Planning Commission Member Montek Singh Ahluwalia said convergence of technologies must be considered as a boon to the society.
The telecom policy must end monopolies, whether of the government or private sector, and ensure that benefits of new technologies are passed on to consumers.
''The basic telecom infrastructure must improve if India has to emerge as an information technology superpower. The policy must allow voice over Internet as is happening in other countries.''
Ahluwalia also called for ending cross-subsidisation of local calls and long-distance calls.
Assocham President K P Singh said the growth of small and medium Internet service providers is bound to be stifled due to current restrictive policies.
''India is on the razor edge of two different mindsets: one the traditional and the other which wants to forge ahead.
''In developed countries, trade on Internet is doubling or trebling every year. But in our country, we do not have cyberlaws in place.''
Singh also lamented that NTP 99 does not resolve crucial issues concerning existing telecom operators.
Central Vigilance Commissioner N Vittal said in his speech that a positive development of NTP 99 has been opening of long-distance telephony to private operators from January 1, 2000.

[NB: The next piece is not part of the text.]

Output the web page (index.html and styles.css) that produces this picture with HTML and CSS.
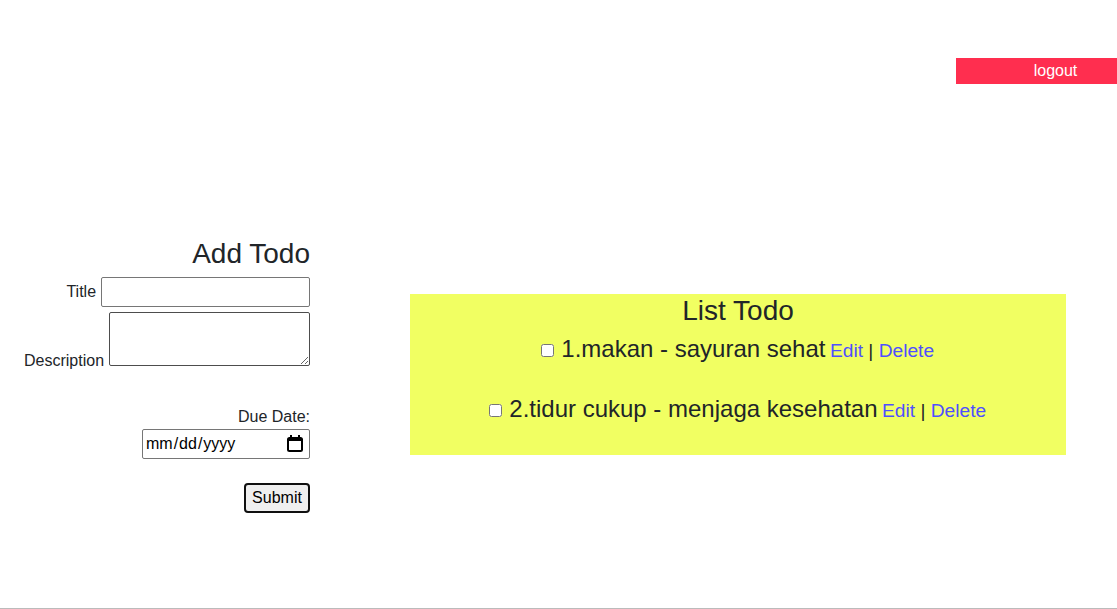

Also, the principle of one-time entrance fee and revenue sharing would hopefully avoid the consequences of tender-centric and licence fee-centric policy adopted so far.
Vittal, however, expressed surprise as to why NTP does not clearly state whether Internet telephony would be allowed. He said Internet telephony is essential for technological convergence.

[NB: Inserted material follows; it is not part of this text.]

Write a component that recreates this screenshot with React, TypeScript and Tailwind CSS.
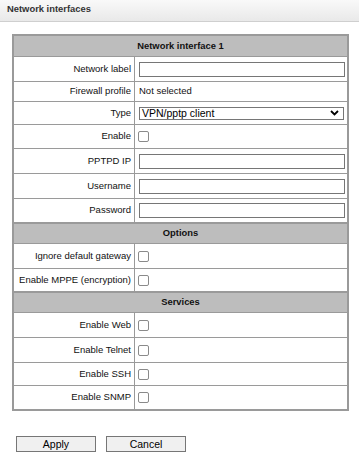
type Row =
  | { kind: "head"; title: string; h: string }
  | { kind: "input"; label: string; h: string }
  | { kind: "text"; label: string; value: string; h: string }
  | { kind: "select"; label: string; value: string; h: string }
  | { kind: "check"; label: string; h: string };

const rows: Row[] = [
  { kind: "head", title: "Network interface 1", h: "h-[20px]" },
  { kind: "input", label: "Network label", h: "h-[25px]" },
  { kind: "text", label: "Firewall profile", value: "Not selected", h: "h-[20px]" },
  { kind: "select", label: "Type", value: "VPN/pptp client", h: "h-[23px]" },
  { kind: "check", label: "Enable", h: "h-[24px]" },
  { kind: "input", label: "PPTPD IP", h: "h-[25px]" },
  { kind: "input", label: "Username", h: "h-[25px]" },
  { kind: "input", label: "Password", h: "h-[24px]" },
  { kind: "head", title: "Options", h: "h-[21px]" },
  { kind: "check", label: "Ignore default gateway", h: "h-[25px]" },
  { kind: "check", label: "Enable MPPE (encryption)", h: "h-[23px]" },
  { kind: "head", title: "Services", h: "h-[21px]" },
  { kind: "check", label: "Enable Web", h: "h-[25px]" },
  { kind: "check", label: "Enable Telnet", h: "h-[25px]" },
  { kind: "check", label: "Enable SSH", h: "h-[23px]" },
  { kind: "check", label: "Enable SNMP", h: "h-[24px]" },
];

const Checkbox = () => (
  <span className="ml-[3px] block w-[11px] h-[11px] rounded-[2px] border border-[#8a8a8a] bg-white" />
);

const Value = ({ row }: { row: Row }) => {
  if (row.kind === "input")
    return <div className="ml-[4px] w-[206px] h-[15px] border border-[#767676] bg-white" />;
  if (row.kind === "text")
    return <span className="ml-[4px] text-[9.5px] text-[#111]">{row.value}</span>;
  if (row.kind === "select")
    return (
      <div className="ml-[4px] w-[205px] h-[13px] border border-[#767676] bg-white flex items-center justify-between pl-[2px] pr-[4px]">
        <span className="text-[10.5px] leading-none text-black">{row.value}</span>
        <svg width="9" height="6" viewBox="0 0 9 6">
          <path d="M1 1 L4.5 4.5 L8 1" fill="none" stroke="#000" strokeWidth="1.8" />
        </svg>
      </div>
    );
  return <Checkbox />;
};

export default function App() {
  return (
    <div className="w-[359px] h-[465px] bg-white" style={{ fontFamily: '"Liberation Sans", Arial, sans-serif' }}>
      <div className="h-[22px] bg-gradient-to-b from-[#f9f9f9] to-[#e9e9e9] border-b border-[#cfcfcf] flex items-center pl-[7px] pb-[2px]">
        <span className="text-[9.4px] font-bold text-[#333]">Network interfaces</span>
      </div>
      <div className="ml-[12px] mt-[12px] w-[337px] border-2 border-[#9a9a9a]">
        {rows.map((row, i) =>
          row.kind === "head" ? (
            <div
              key={i}
              className={`${row.h} bg-[#bdbdbd] flex items-center justify-center text-[9.4px] font-bold text-[#111] ${i > 0 ? "border-t-2 border-[#9a9a9a]" : ""}`}
            >
              {row.title}
            </div>
          ) : (
            <div key={i} className={`${row.h} flex border-t border-[#9a9a9a]`}>
              <div className="w-[121px] border-r border-[#9a9a9a] flex items-center justify-end pr-[3px] text-[9.5px] text-[#111] whitespace-nowrap">
                {row.label}
              </div>
              <div className="flex-1 flex items-center">
                <Value row={row} />
              </div>
            </div>
          )
        )}
      </div>
      <div className="flex gap-[10px] ml-[16px] mt-[25px]">
        <button className="w-[80px] h-[16px] bg-[#f0f0f0] border border-[#767676] text-[10.5px] leading-none text-black">
          Apply
        </button>
        <button className="w-[80px] h-[16px] bg-[#f0f0f0] border border-[#767676] text-[10.5px] leading-none text-black">
          Cancel
        </button>
      </div>
    </div>
  );
}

Besides, the task of spectrum allocation should be transferred to the Telecom Regulatory Authority of India, he said.
Vittal urged the government to issue an ordinance to implement cyber laws as without this step the information technology policy cannot be fully implemented.
He said the issue of existing operators should be expeditiously sorted out. He suggested that the existing operators should be allowed to enter into revenue sharing scheme and money paid out by them to the Department of Telecommunications should be adjusted to future dues.
However, existing operators then will have to accept the multiplicity of operators, he said.
Vittal does not see the possibility of legal proceedings if existing operators are permitted to migrate into new telecom regime as apprehended in certain quarters.
Existing operators are obviously not going to file cases. Possibility of legal proceedings by those operators who had earlier lost out in the bidding process is also very distinct.
However, public interest litigation can be filed. To safeguard operators' interests in such a scenario, caveat can be filed, he said.
Umang Das, CEO of Modi Corp, said all funding to existing operators has frozen as existing operators are not covered in NTP. The provision of NTP implies that the policy would be applicable only in new areas like Jammu and Kashmir or Andman and Nicobar.
A K Choudhary, Koshika Telecom CEO, also stated that there is distinct possibility of legal wrangling if NTP permits existing operators to shift to revenue sharing scheme.